В свете бесплодных воспарений в пустые небеса сущностными становятся лишь визионерские нисхождения к праоснове поэтического мира. Абсолют поэта – тьма, источник всех эманаций, для которого не существует противоположного полюса, абсолютная реальность, лишенная качеств и свойств:

а тьма – это тьма а не где-то

заблудший огонь

повтори:

не свет

не отсутствие света

и не ожиданье зари

Это путешествие во тьму – даже не умирание и смерть, а послесмертие – и составляет главное повествование Михаила Генделева.

Духовная география его поэтического мира, как мы уже отмечали, обнаруживает некоторые гностические черты и типологическое сходство с каббалистическими системами. Многие тексты Генделева сродни каббалистическим или вдохновленным каббалой эзотерическим построениям, но, как правило, лишены каббалистического содержания и инструментария[80] и определенно не могут быть названы религиозными[81].

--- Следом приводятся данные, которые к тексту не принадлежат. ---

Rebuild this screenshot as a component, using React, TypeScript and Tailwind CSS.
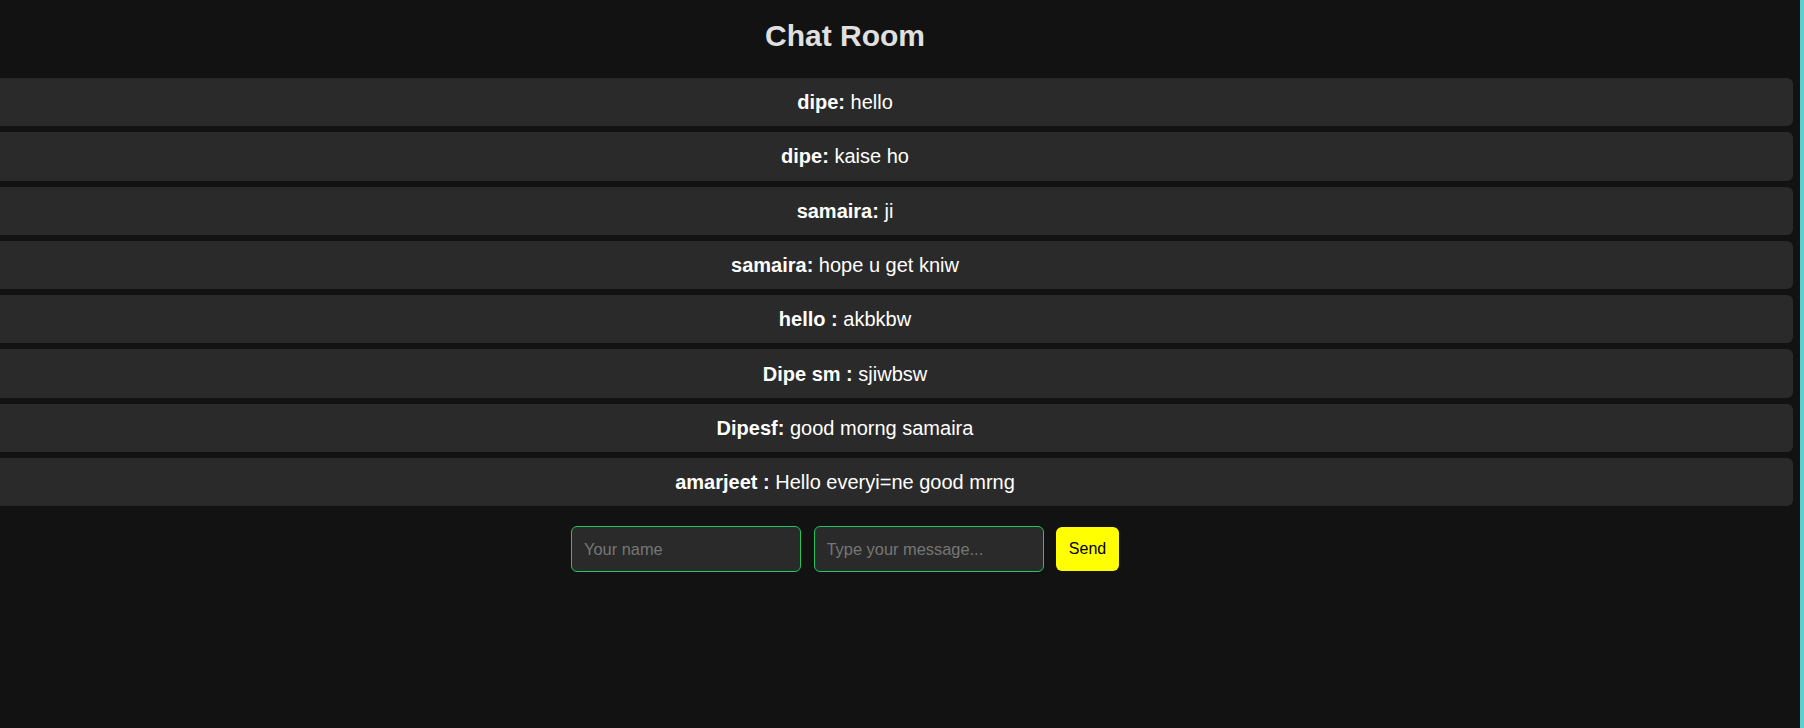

«Вавилон» содержит как магистральный сюжет, так и многие сквозные мотивы поэзии Генделева наряду с богатым, хотя и несколько традиционным набором визуальных цитаций и интертекстуальных ходов. Здесь и месопотамские крылатые быки-ламассы, и ассиро-вавилонские карибу (курибу), и грифоны и драконы с врат Иштар Древнего Вавилона, и археологические и мифологические отступления (все это «поэтическое хозяйство», по выражению Ходасевича, вполне могло быть заимствовано из любой исторической монографии, излюбленного чтения поэта).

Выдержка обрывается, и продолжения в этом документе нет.